STATED TASK.
Report only how many lines hold the word "React".

SOURCE MATERIAL.

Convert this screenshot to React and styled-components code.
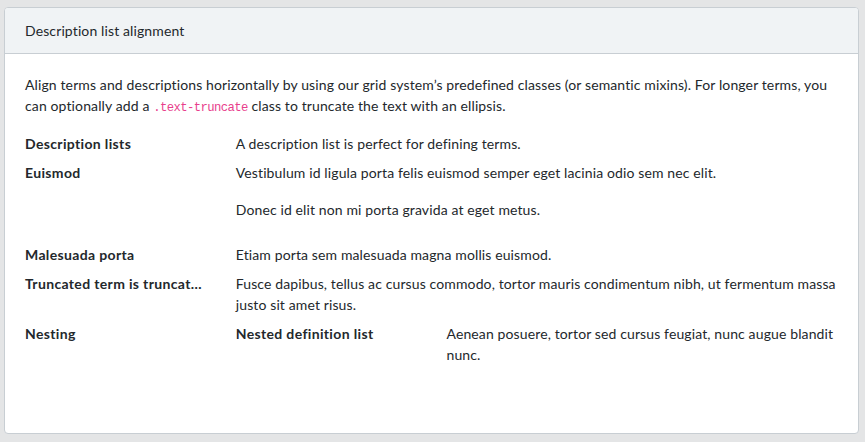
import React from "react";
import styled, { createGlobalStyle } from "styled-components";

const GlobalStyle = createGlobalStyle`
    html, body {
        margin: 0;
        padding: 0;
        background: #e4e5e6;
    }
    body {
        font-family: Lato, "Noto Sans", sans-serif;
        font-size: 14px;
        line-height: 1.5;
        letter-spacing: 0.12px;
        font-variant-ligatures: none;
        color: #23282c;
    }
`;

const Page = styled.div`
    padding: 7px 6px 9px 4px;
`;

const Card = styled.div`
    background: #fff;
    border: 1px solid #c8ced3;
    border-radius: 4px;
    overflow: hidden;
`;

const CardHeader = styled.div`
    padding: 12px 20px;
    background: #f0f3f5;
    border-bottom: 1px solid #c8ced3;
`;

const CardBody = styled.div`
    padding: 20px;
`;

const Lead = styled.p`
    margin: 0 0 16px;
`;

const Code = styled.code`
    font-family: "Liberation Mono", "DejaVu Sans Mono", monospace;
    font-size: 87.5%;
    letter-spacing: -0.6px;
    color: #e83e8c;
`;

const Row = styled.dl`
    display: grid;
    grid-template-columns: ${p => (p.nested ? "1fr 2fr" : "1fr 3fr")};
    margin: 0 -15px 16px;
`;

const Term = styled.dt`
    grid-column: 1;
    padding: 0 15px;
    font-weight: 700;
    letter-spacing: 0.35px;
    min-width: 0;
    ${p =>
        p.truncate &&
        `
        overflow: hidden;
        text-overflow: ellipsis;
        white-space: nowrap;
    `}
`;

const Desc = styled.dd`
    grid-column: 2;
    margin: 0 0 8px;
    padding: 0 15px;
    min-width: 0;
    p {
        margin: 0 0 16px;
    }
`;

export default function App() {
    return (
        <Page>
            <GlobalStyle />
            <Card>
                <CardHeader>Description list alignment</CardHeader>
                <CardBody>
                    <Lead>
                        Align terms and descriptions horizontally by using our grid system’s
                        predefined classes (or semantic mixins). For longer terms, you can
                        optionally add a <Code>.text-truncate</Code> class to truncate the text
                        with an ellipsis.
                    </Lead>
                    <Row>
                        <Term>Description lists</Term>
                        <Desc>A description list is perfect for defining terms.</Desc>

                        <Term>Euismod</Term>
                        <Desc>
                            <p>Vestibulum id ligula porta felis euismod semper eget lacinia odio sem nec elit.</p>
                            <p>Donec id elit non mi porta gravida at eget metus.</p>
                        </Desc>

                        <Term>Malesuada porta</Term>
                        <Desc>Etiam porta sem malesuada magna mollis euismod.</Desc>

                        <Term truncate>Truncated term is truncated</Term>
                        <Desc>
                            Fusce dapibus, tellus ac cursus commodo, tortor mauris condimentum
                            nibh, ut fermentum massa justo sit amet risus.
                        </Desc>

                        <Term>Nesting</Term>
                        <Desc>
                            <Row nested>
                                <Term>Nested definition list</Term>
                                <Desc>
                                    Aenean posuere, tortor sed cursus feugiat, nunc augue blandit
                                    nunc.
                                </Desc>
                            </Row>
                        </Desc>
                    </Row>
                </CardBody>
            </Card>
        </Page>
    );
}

RIGHT ANSWER.
2